Some energy customers with prepay meters could save an average of almost £120/year by switching to one of the two cheapest new fixed-term tariffs.

A typical household will pay an average of £1,018/year with the 12-month fixed tariff from iSupply (which is only available through MoneySupermarket), instead of the £1,137/year average cost based on typical usage from the big six energy suppliers (British Gas, EDF, E.on, Npower, Scottish Power, SSE).

It's important to note the iSupply tariff is only available for customers with key-operated electricity prepayment meters and card-operated ('Quantum') gas prepayment meters. Customers with other types of meter will need to look elsewhere.

EDF's new tariff is fixed until 31 October 2017 and during that time you'll pay £1,037/year on average, in what is the cheapest big six prepay offering on the market.

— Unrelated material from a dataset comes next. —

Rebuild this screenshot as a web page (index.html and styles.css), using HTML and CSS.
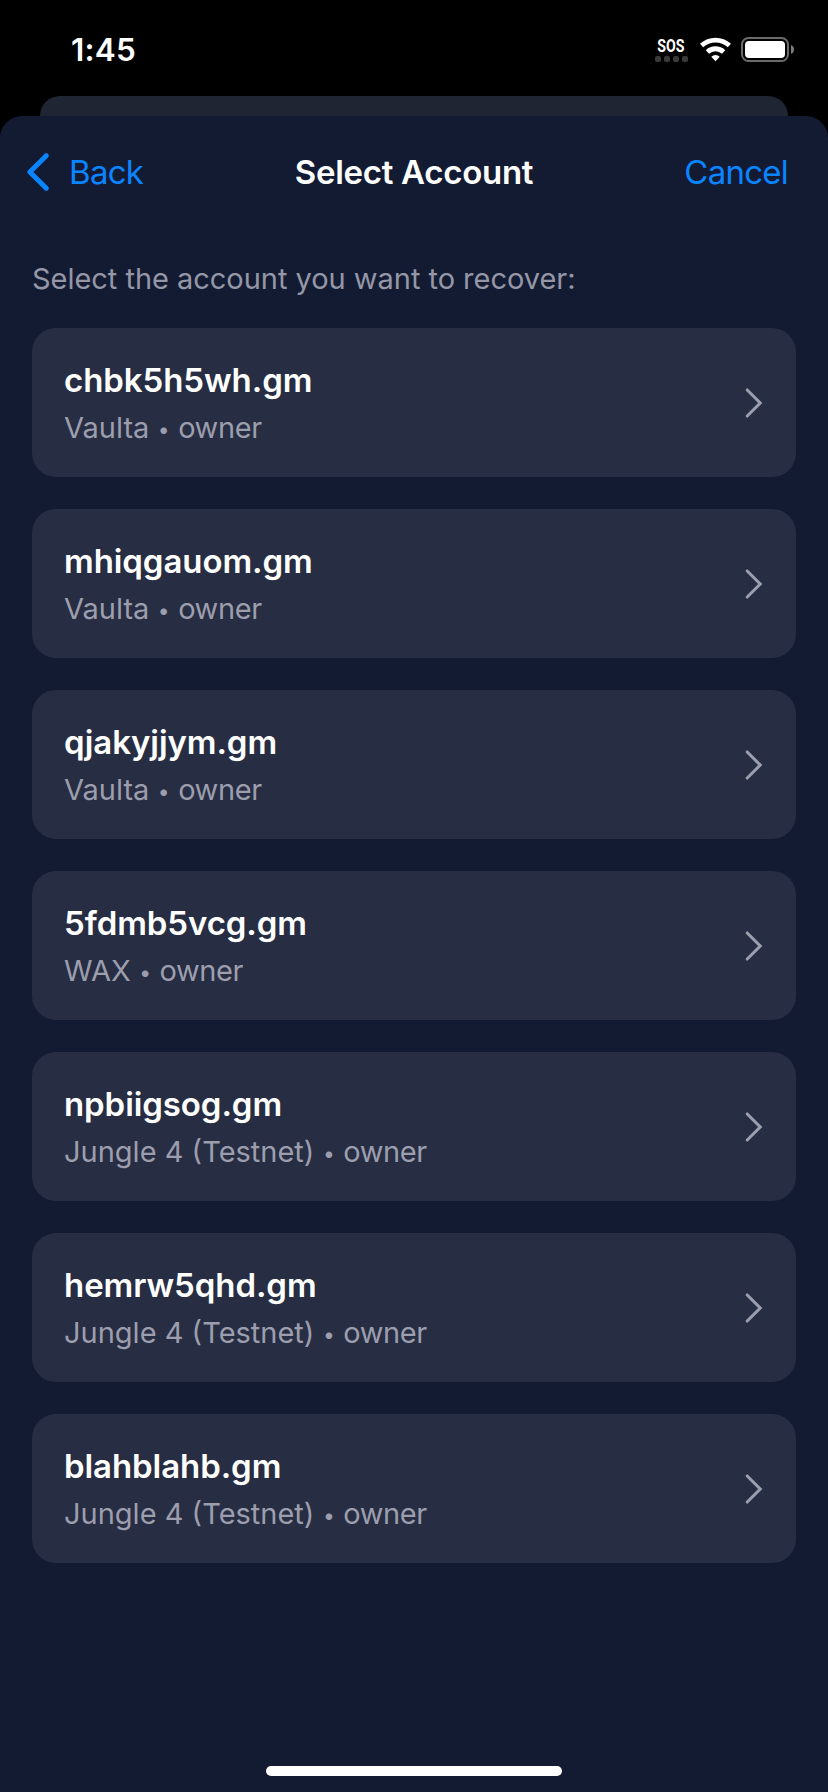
FILE: index.html
```html
<!DOCTYPE html>
<html lang="en">
<head>
<meta charset="utf-8">
<title>Select Account</title>
<link rel="stylesheet" href="styles.css">
</head>
<body>
<svg class="defs" width="0" height="0" aria-hidden="true">
  <symbol id="chevron" viewBox="0 0 18 32">
    <path d="M2.2 3 15.2 16 2.2 29" fill="none" stroke="currentColor" stroke-width="3.1" stroke-linecap="round" stroke-linejoin="miter"/>
  </symbol>
</svg>
<div class="screen">
  <header class="status">
    <span class="time">1:45</span>
    <svg class="indicators" width="144" height="30" viewBox="0 0 144 30" role="img" aria-label="SOS, Wi-Fi, battery">
      <text class="sos" x="7.2" y="17.3" textLength="27.2" lengthAdjust="spacingAndGlyphs">SOS</text>
      <g fill="#3a3a3a">
        <rect x="5" y="21" width="6" height="6" rx="2"/>
        <rect x="14" y="21" width="6" height="6" rx="2"/>
        <rect x="23" y="21" width="6" height="6" rx="2"/>
        <rect x="32" y="21" width="6" height="6" rx="2"/>
      </g>
      <g fill="none" stroke="#fff" stroke-width="4.8">
        <path d="M51.600 10.600a20.600 20.600 0 0 1 27.800 0"/>
        <path d="M57.400 16.900a12 12 0 0 1 16.200 0"/>
      </g>
      <path d="M61.300 21.700a6.200 6.200 0 0 1 8.400 0L65.500 26.300z" fill="#fff"/>
      <rect x="92" y="3" width="46" height="23" rx="6.500" fill="none" stroke="#6a6a6a" stroke-width="2"/>
      <rect x="95" y="6" width="40" height="17" rx="4" fill="#fff"/>
      <path d="M141 10q3 1.200 3 4.500t-3 4.500z" fill="#7a7a7a"/>
    </svg>
  </header>
  <div class="sheet-behind"></div>
  <main class="sheet">
    <nav class="nav">
      <a class="back">
        <svg width="24" height="40" viewBox="0 0 24 40"><path d="M20.300 3.700 3.800 20 20.300 36.300" fill="none" stroke="currentColor" stroke-width="5" stroke-linecap="round" stroke-linejoin="round"/></svg>
        <span>Back</span>
      </a>
      <h1 class="title">Select Account</h1>
      <a class="cancel">Cancel</a>
    </nav>
    <p class="prompt">Select the account you want to recover:</p>
    <div class="accounts">
      <div class="card"><div><div class="name">chbk5h5wh.gm</div><div class="meta">Vaulta <span class="dot">•</span> <span class="role">owner</span></div></div><svg class="go"><use href="#chevron"/></svg></div>
      <div class="card"><div><div class="name">mhiqgauom.gm</div><div class="meta">Vaulta <span class="dot">•</span> <span class="role">owner</span></div></div><svg class="go"><use href="#chevron"/></svg></div>
      <div class="card"><div><div class="name">qjakyjjym.gm</div><div class="meta">Vaulta <span class="dot">•</span> <span class="role">owner</span></div></div><svg class="go"><use href="#chevron"/></svg></div>
      <div class="card"><div><div class="name">5fdmb5vcg.gm</div><div class="meta">WAX <span class="dot">•</span> <span class="role">owner</span></div></div><svg class="go"><use href="#chevron"/></svg></div>
      <div class="card"><div><div class="name">npbiigsog.gm</div><div class="meta">Jungle 4 (Testnet) <span class="dot">•</span> <span class="role">owner</span></div></div><svg class="go"><use href="#chevron"/></svg></div>
      <div class="card"><div><div class="name">hemrw5qhd.gm</div><div class="meta">Jungle 4 (Testnet) <span class="dot">•</span> <span class="role">owner</span></div></div><svg class="go"><use href="#chevron"/></svg></div>
      <div class="card"><div><div class="name">blahblahb.gm</div><div class="meta">Jungle 4 (Testnet) <span class="dot">•</span> <span class="role">owner</span></div></div><svg class="go"><use href="#chevron"/></svg></div>
    </div>
    <div class="home"></div>
  </main>
</div>
</body>
</html>
```
FILE: styles.css
```css
* { box-sizing: border-box; }
body { margin: 0; background: #000; font-family: Inter, "Liberation Sans", sans-serif; }
.defs { display: block; }
.screen { display: flex; flex-direction: column; height: 1792px; overflow: hidden; }

.status {
  display: flex;
  justify-content: space-between;
  align-items: flex-start;
  height: 96px;
  padding: 30px 34px 0 71px;
}
.time { color: #fff; font-size: 31.5px; font-weight: 600; line-height: 40px; letter-spacing: .2px; }
.indicators { margin-top: 5px; }
.sos { font: 700 18.5px Roboto, sans-serif; fill: #fff; }

.sheet-behind {
  flex: none;
  height: 20px;
  margin: 0 40px;
  border-radius: 20px 20px 0 0;
  background: #202534;
}
.sheet {
  flex: 1;
  display: flex;
  flex-direction: column;
  border-radius: 22px 22px 0 0;
  background: #131b33;
}

.nav {
  display: grid;
  grid-template-columns: 1fr auto 1fr;
  align-items: center;
  height: 112px;
  padding: 0 40px 0 26px;
  font-size: 33px;
  line-height: 40px;
  color: #0a84ff;
}
.back { display: flex; align-items: center; gap: 19px; letter-spacing: -.7px; }
.title { margin: 0 0 0 14px; font-size: 33px; font-weight: 600; letter-spacing: -.28px; color: #fff; }
.cancel { justify-self: end; letter-spacing: -.75px; }

.prompt {
  margin: 33px 32px 0;
  font-size: 29px;
  line-height: 36px;
  letter-spacing: -.03px;
  white-space: nowrap;
  color: #9597a6;
}

.accounts { display: flex; flex-direction: column; gap: 32px; margin: 31px 32px 0; }
.card {
  display: flex;
  justify-content: space-between;
  height: 149px;
  padding: 32px 33px 0 32px;
  border-radius: 24px;
  background: #272d42;
}
.name { font-size: 33px; font-weight: 600; line-height: 40px; letter-spacing: -.08px; color: #fff; }
.meta { margin-top: 10px; font-size: 29px; line-height: 36px; color: #9c9eae; }
.dot { display: inline-block; width: 12.5px; font-size: 21px; line-height: 1; text-align: center; vertical-align: 1px; }
.role { letter-spacing: -.4px; }
.go { width: 18px; height: 32px; margin-top: 26.5px; color: #9c9eae; }

.home { width: 296px; height: 10px; margin: auto auto 16px; border-radius: 5px; background: #fff; }
```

These new tariffs are the cheapest prepay fixes on the market and they're available for dual- (gas and electric) and single-fuel.

Choices are opening up for prepay users, but it's still an outrage that some of society's poorest often pay more for their energy with these meters. So if you can, ditch and switch to a credit meter (in other words, a standard 'billed' meter) – usually this involves a credit check and ensuring you've repaid any debt owed to the supplier.

Additionally, our Cheap Energy Club is a great way of checking if you're overpaying for gas and electricity – and it will notify you when a better deal is available.

Should I switch?

An estimated six million people in the UK have prepayment meters – that's nearly 10% of us. Yet a lack of choice in available tariffs has meant few consider switching and many don't know they can.

The basic concept of a prepay meter is that you pay for electricity and gas before you use it, rather than after. However, prepay meters also tend to cost more than standard meters and are sometimes imposed on people who've fallen into debt with their energy supplier, which makes getting a good deal even more crucial.

British Gas standard variable customers will pay an estimated 4.78p per kilowatt hour (kWh) for gas, and 16.31p for electricity (these are tariff comparison rates based on typical UK usage).

Customers on iSupply's new 12-month tariff 'Fixed 201706 v2' will pay considerably less on average – around 4.5p per kWh of gas, and 15.38p per kWh for electricity. That makes each fuel around 6% cheaper than British Gas standard prices.

As we've said, the iSupply tariff is only available for key-operated meters, and the firm also caps the amount of electricity it can provide annually at 30,000 kWh. That's almost 10 times more than the average household uses, however, so it's unlikely to affect you.

Those opting for EDF's 'Blue+Fixed Prepay October 2017' will pay an average of 4.26p per kWh of gas – the cheapest of the lot – but on electricity it's more expensive at 16.50p on average. Do remember though that the average dual-fuel household uses much more gas than electricity.

Two new prepay energy tariffs offer £100+ in typical annual savings
The new iSupply tariff is only available for customers with a key-operated prepay meter

I want to switch – which tariff should I choose?

Firstly, it's worth pointing out that you can't switch your prepay tariff if you owe more than £500 per fuel to your supplier. If you owe less, you can switch.

Our Cheap Energy Club is a great way to ensure you find the best deal for you. It's free to use and works by you telling us what your current gas and electric tariff is and we'll tell you if you're overpaying or not. Then, as many tariffs are only cheap in the short term, we'll monitor the market for cheaper ones and email you when you should switch.

Also, if you switch your dual fuel via Cheap Energy Club we give £30 to you as cashback (£15 single fuel). 

Meanwhile, you should also consider the following points when switching:

  • The price you pay for your prepay tariff will be impacted by your average usage, and whether you have a gas connection in your home. In some circumstances dual-fuel users might be better off with a different tariff for each fuel.
  • The new iSupply and EDF tariffs are fixed, giving you more security than a variable tariff, where costs could rise or fall.
  • If you switch now, EDF offers you the longest fix of the two, lasting until 31 October 2017. The iSupply fix lasts for 12 months from your start date (usually the day you switch). Neither has exit charges, so you can leave during the contract term if a better deal comes along.

Both the tariffs require you to manage your account online, so regular and reliable internet access is a must if you want to switch.